TASK PROMPT:
Lines holding the string "components" are the ones to copy from this listing.

# START OF SOURCE MATERIAL

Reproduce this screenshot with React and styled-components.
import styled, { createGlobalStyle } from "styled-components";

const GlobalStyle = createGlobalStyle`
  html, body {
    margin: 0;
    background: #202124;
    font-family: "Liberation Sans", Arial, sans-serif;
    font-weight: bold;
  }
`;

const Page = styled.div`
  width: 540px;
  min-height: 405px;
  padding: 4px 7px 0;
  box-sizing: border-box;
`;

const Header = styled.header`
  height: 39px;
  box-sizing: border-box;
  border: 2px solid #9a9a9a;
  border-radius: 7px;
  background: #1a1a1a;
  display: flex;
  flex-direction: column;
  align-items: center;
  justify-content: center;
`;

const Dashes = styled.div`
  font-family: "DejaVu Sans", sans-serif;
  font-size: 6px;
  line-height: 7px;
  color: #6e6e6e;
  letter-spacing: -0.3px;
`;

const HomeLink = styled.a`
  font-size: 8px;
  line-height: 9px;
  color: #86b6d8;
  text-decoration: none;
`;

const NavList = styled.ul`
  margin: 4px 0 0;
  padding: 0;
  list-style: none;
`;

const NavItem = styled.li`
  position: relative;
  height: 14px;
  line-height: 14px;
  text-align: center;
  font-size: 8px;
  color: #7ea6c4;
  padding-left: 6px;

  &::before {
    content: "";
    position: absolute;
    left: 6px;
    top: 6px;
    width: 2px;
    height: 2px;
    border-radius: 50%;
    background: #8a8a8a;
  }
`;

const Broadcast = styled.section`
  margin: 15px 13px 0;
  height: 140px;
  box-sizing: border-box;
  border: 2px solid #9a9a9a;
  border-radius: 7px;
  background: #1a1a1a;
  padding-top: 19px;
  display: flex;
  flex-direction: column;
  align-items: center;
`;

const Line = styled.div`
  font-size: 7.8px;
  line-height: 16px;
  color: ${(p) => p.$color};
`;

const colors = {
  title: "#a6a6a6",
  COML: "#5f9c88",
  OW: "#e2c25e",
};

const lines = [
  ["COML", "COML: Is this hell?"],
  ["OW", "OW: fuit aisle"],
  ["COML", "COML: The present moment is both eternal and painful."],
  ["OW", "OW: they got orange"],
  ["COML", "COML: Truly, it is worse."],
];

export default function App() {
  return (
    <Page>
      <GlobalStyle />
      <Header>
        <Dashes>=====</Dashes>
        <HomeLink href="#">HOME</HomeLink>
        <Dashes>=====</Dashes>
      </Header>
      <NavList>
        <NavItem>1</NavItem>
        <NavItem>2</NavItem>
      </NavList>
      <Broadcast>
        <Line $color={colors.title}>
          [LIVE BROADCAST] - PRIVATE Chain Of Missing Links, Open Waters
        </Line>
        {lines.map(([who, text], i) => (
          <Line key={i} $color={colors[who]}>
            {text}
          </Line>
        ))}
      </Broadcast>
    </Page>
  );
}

# END OF SOURCE MATERIAL

EXERCISE OUTPUT:
Reproduce this screenshot with React and styled-components.
import styled, { createGlobalStyle } from "styled-components";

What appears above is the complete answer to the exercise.